The apostles did not invent a new faith; they declared the renewal of Israel’s faith through the Messiah who fulfilled it.
This is why the “New” must never mean “instead of.” The brit ḥadashah is not a replacement covenant—it is the same covenant written by the same hand on a new surface: the human heart.
The Human Hand in the Printed Bible
The Word of God is divinely inspired, but the packaging of Scripture—chapter divisions, titles, red letters, and especially “Old” and “New Testament”—is man-made.
These labels were never part of the inspired text. They were born from human systems—cultural, theological, and political—that shaped how we read.
That’s what I mean by the “agendized propagation of names.” Once Scripture became a printed artifact, men began shaping its categories to fit their doctrines.
The Bible’s content is divine; its compartmentalization is not. And those compartments have trained generations to think in opposition where God intended continuity.
The Call to Covenant Continuity
We must repent of this mental divide. We must learn to read Scripture as Yeshua and His disciples did: one unbroken covenant narrative, building from creation to consummation.
The Torah reveals God’s holiness.
The Prophets reveal His faithfulness.
The Writings reveal His wisdom.
The Apostolic Writings reveal His fulfillment in Messiah.
One voice. One Author. One covenant plan.
This is what it means to recover the brit ḥadashah in its fullness—not as something newly created, but as something newly realized.
A Pastoral Call to Teshuvah
Beloved, it’s time to return—teshuvah—to the unity of God’s Word.
The God who thundered at Sinai is the same God who whispered from the cross. The blood on the doorposts of Egypt and the blood on the wood of Calvary flow from the same covenantal love.
It was never “Old” versus “New.” It was always Promise and Fulfillment. Covenant and Completion. Written and Realized.
The brit ḥadashah—the covenant renewed—is the Torah written on the heart by the Spirit of the Living God. It is not the end of the first covenant; it is its awakening within us.

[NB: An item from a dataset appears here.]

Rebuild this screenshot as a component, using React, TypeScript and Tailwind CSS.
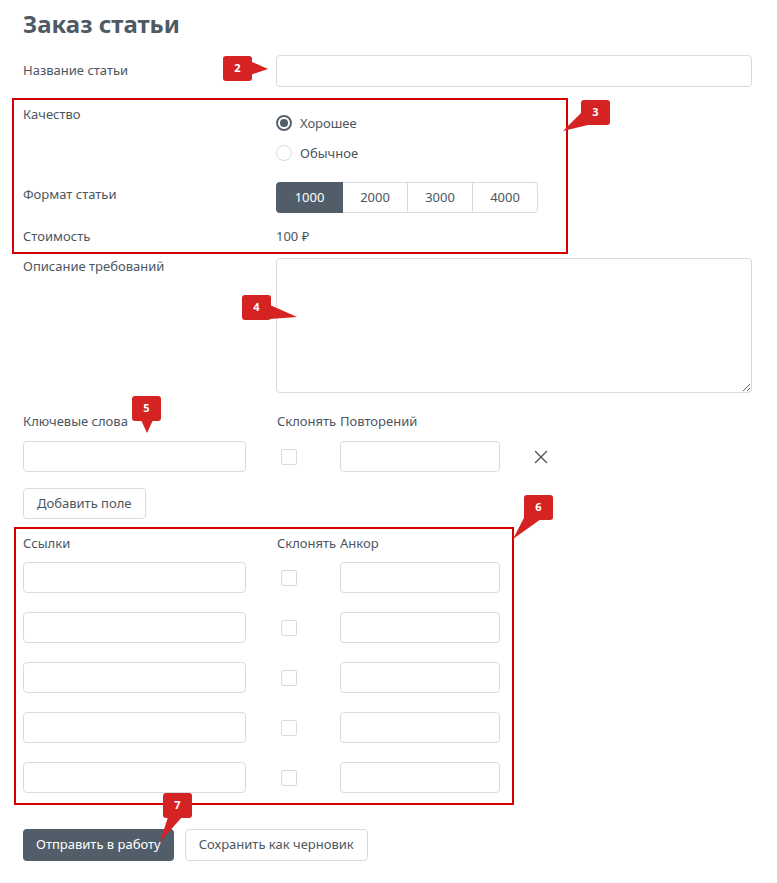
import { X } from 'lucide-react'

const labelCls = 'text-[13px] leading-[18px] text-[#4b5661]'
const inputCls =
  'block w-full rounded-[4px] border border-[#d9dcdf] bg-white px-2 outline-none'
const rowCols = 'grid grid-cols-[223px_31px_63px_160px] items-center'

const Checkbox = () => (
  <div className="ml-1 h-[16px] w-[16px] rounded-[2px] border border-[#d9dcdf] bg-white" />
)

const Radio = ({ checked, label }: { checked?: boolean; label: string }) => (
  <div className="flex h-[20px] items-center gap-2">
    {checked ? (
      <span className="flex h-[16px] w-[16px] items-center justify-center rounded-full border-2 border-[#5a6570]">
        <span className="h-[8px] w-[8px] rounded-full bg-[#515e69]" />
      </span>
    ) : (
      <span className="h-[16px] w-[16px] rounded-full border border-[#d9dcdf]" />
    )}
    <span className={labelCls}>{label}</span>
  </div>
)

const formats = ['1000', '2000', '3000', '4000']

// red numbered callouts drawn over the form
const Badge = ({ n, x, y }: { n: number; x: number; y: number }) => (
  <div
    className="absolute flex h-[25px] w-[29px] items-center justify-center rounded-[3px] bg-[#d52222] text-[11px] font-bold text-white"
    style={{ left: x, top: y }}
  >
    {n}
  </div>
)

export default function App() {
  return (
    <div
      className="relative h-[883px] w-full overflow-hidden bg-white"
      style={{ fontFamily: '"Noto Sans", "Open Sans", sans-serif' }}
    >
      <div className="pl-[23px] pr-[25px] pt-[8px]">
        <h1 className="text-[24px] font-bold leading-[32px] text-[#4f5a65]">
          Заказ статьи
        </h1>

        <div className="mt-[15px] grid grid-cols-[253px_1fr] items-center">
          <span className={`${labelCls} -mt-[2px]`}>Название статьи</span>
          <input className={`${inputCls} h-[32px]`} />
        </div>

        <div className="mt-[18px] grid grid-cols-[253px_1fr]">
          <span className={labelCls}>Качество</span>
          <div className="flex flex-col gap-[10px] pt-[8px]">
            <Radio checked label="Хорошее" />
            <Radio label="Обычное" />
          </div>
        </div>

        <div className="mt-[19px] grid grid-cols-[253px_1fr] items-start">
          <span className={`${labelCls} mt-[3px]`}>Формат статьи</span>
          <div className="flex h-[31px] w-fit">
            {formats.map((f, i) => (
              <div
                key={f}
                className={
                  i === 0
                    ? 'flex w-[67px] items-center justify-center rounded-l-[4px] bg-[#515e69] text-[13px] text-white'
                    : `flex w-[65px] items-center justify-center border border-l-0 border-[#d9dcdf] text-[13px] text-[#4b5661] ${
                        i === formats.length - 1 ? 'rounded-r-[4px]' : ''
                      }`
                }
              >
                {f}
              </div>
            ))}
          </div>
        </div>

        <div className="mt-[14px] grid grid-cols-[253px_1fr]">
          <span className={labelCls}>Стоимость</span>
          <span className={labelCls}>100 ₽</span>
        </div>

        <div className="mt-[13px] grid grid-cols-[253px_1fr]">
          <span className={`${labelCls} -mt-[1px]`}>Описание требований</span>
          <textarea className={`${inputCls} h-[135px] resize-y`} />
        </div>

        <div className={`mt-[19px] ${rowCols}`}>
          <span className={labelCls}>Ключевые слова</span>
          <span />
          <span className={labelCls}>Склонять</span>
          <span className={labelCls}>Повторений</span>
        </div>
        <div className={`mt-[11px] ${rowCols} grid-cols-[223px_31px_63px_160px_50px]`}>
          <input className={`${inputCls} h-[31px]`} />
          <span />
          <Checkbox />
          <input className={`${inputCls} h-[31px]`} />
          <X size={22} strokeWidth={1.5} className="ml-[30px] text-[#555]" />
        </div>

        <button className="mt-[16px] h-[31px] rounded-[4px] border border-[#d9dcdf] px-[13px] text-[13px] text-[#4b5661]">
          Добавить поле
        </button>

        <div className={`mt-[15px] ${rowCols}`}>
          <span className={labelCls}>Ссылки</span>
          <span />
          <span className={labelCls}>Склонять</span>
          <span className={labelCls}>Анкор</span>
        </div>
        <div className="mt-[10px] flex flex-col gap-[19px]">
          {[0, 1, 2, 3, 4].map((row) => (
            <div key={row} className={rowCols}>
              <input className={`${inputCls} h-[31px]`} />
              <span />
              <Checkbox />
              <input className={`${inputCls} h-[31px]`} />
            </div>
          ))}
        </div>

        <div className="mt-[36px] flex gap-[11px]">
          <button className="h-[32px] rounded-[4px] bg-[#515e69] px-[13px] text-[13px] text-white">
            Отправить в работу
          </button>
          <button className="h-[32px] rounded-[4px] border border-[#d9dcdf] px-[13px] text-[13px] text-[#4b5661]">
            Сохранить как черновик
          </button>
        </div>
      </div>

      <div className="pointer-events-none absolute left-[12px] top-[98px] h-[156px] w-[556px] border-2 border-[#d40000]" />
      <div className="pointer-events-none absolute left-[14px] top-[527px] h-[278px] w-[500px] border-2 border-[#d40000]" />

      <svg
        className="pointer-events-none absolute left-0 top-0"
        width="777"
        height="883"
      >
        <g fill="#d52222">
          <polygon points="250,61 250,75 268,69" />
          <polygon points="582,112 592,124 563,131" />
          <polygon points="270,305 270,319 297,317" />
          <polygon points="141,420 153,420 147,433" />
          <polygon points="528,510 541,519 513,539" />
          <polygon points="168,817 182,817 160,842" />
        </g>
      </svg>
      <Badge n={2} x={223} y={56} />
      <Badge n={3} x={581} y={100} />
      <Badge n={4} x={242} y={295} />
      <Badge n={5} x={132} y={396} />
      <Badge n={6} x={524} y={495} />
      <Badge n={7} x={163} y={793} />
    </div>
  )
}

So let us stand once again at the foot of the mountain—both Sinai and Zion—and hear the same Voice calling:
“I will be your God, and you will be My people.”
That Voice never changed. Only our labels did.
A Final Challenge to Believers
Test everything you’ve been taught. Search the Scriptures for yourself.
Don’t let tradition, denomination, or church culture define your theology. Open the Word—the whole Word—and dig.
If your faith begins in Matthew, you’ve started in the middle of the story. If your church never mentions Jeremiah, Ezekiel, or Torah, ask why. If your pastor preaches grace without covenant, test that teaching against God’s Word.
Today’s church model—with its polished programs, sermon series, and spiritual soundbites—is not the biblical pattern. The early believers were rooted in Scripture, not schedules; in obedience, not optics.
You are responsible for what you believe. Do not outsource your discernment. Dig for yourself. Read what Yeshua read. Study what the apostles studied. Return to the covenant God never abandoned.
Because the question isn’t whether the covenant changed.
The question is—have we?
Reflection & Practice
Study the Hebrew root ḥadash throughout Scripture. Trace how often it means renewal rather than replacement.
Read Jeremiah 31 and Ezekiel 36 alongside Luke 22 and John 3. Let the continuity reshape your understanding of covenant.
Pray: “Father, renew (chadesh) within me a right spirit. Write Your Torah upon my heart. Let my obedience be love, not obligation.”
Test every doctrine you’ve been handed. Search the Word, not just the pulpit.
Teach others to see the “New Testament” not as a new book, but as the Spirit-breathed testimony of God’s renewed covenant.
May the Holy One restore our sight, renew our minds, and write His Torah deep within us.
For in the end, the story was never about old and new—it was always about faithful and fulfilled.





Good Morning Brother. I'm sickened by the cheapness of the Church today. Just say the sinners prayer and you've bought a ticket into eternal life.
Don't understand how Pastors and Teachers can make the OT irrelevant.
I'm thankful we have thoughtful writers such as yourself to clarify what todays Church is destroying.
The Good Lord is blessing you to bless the rest of us. What a beautiful thing!
Thank you once again for your insightful writing.